Nesta quarta, a ida de padre Abel já tinha atraído frequentadores da paróquia de Sant’Ana. Até mesmo o segurança da igreja agora o acompanhava. Joel Rodrigues, 52, que trabalha na igreja de Nazaré, estará lá sempre às quartas e sextas-feiras. Logo que chegou, lembrou da própria experiência na capela. Filho de um marinheiro, entre os 10 e 11 anos, sempre ia à Igreja do Corpo Santo com os pais. Desde aquela época, as condições físicas do templo já não eram das melhores. Joel costumava ir à igreja do Corpo Santo com os pais, quando criança (Foto: Marina Silva/CORREIO) “Eles eram devotos, então a gente sempre vinha aqui e depois seguia para casa. Depois, fomos para uma igreja nos Barris, onde ficamos até a morte do meu pai, em 1988”, disse Joel.Com lágrimas nos olhos, justificou a emoção dizendo que estava lembrando do passado. “Tudo era diferente. A população daqui era muito comunicativa, andava sem sustos, sem medos, na rua”, lembrou.

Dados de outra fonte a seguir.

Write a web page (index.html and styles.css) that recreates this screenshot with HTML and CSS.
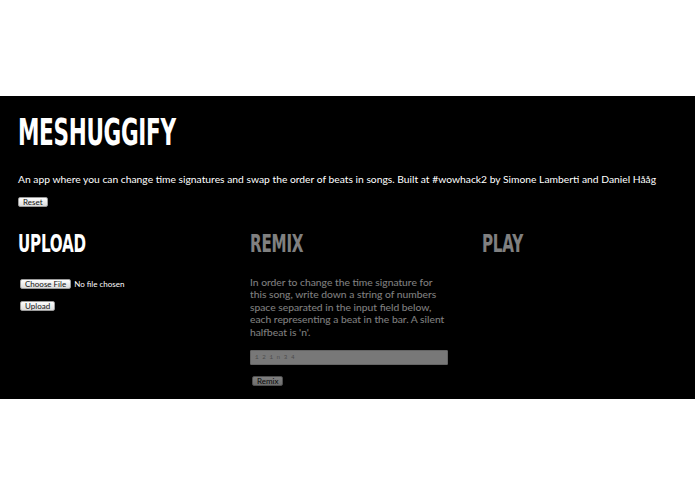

Segurança De acordo com dom Murilo Krieger, o próximo passo, agora, é garantir que a igreja tenha um sistema de segurança – até mesmo para garantir a proteção das obras restauradas. “Muita coisa se perdeu, mas a segurança é essencial. Não é possível que uma igreja que custou tanto sacrifício no passado e tanto no presente, de repente, por alguns vândalos, seja destruída. Queremos colocar o quanto antes”, garantiu.
Para Dom Murilo, a capela vai, aos poucos, conquistar espaço na rotina dos comerciantes e trabalhadores do bairro. “Quando vi totalmente restaurada, fiquei emocionado de ver uma igreja com uma beleza tão intensa. E isso vem nos mostrar como nossos antepassados têm um carinho pelas coisas da fé. Eles colocavam seu trabalho, seu suor, porque valorizavam a igreja. Agora, vamos poder voltar e saber que vai começar uma nova tradição”, declarou.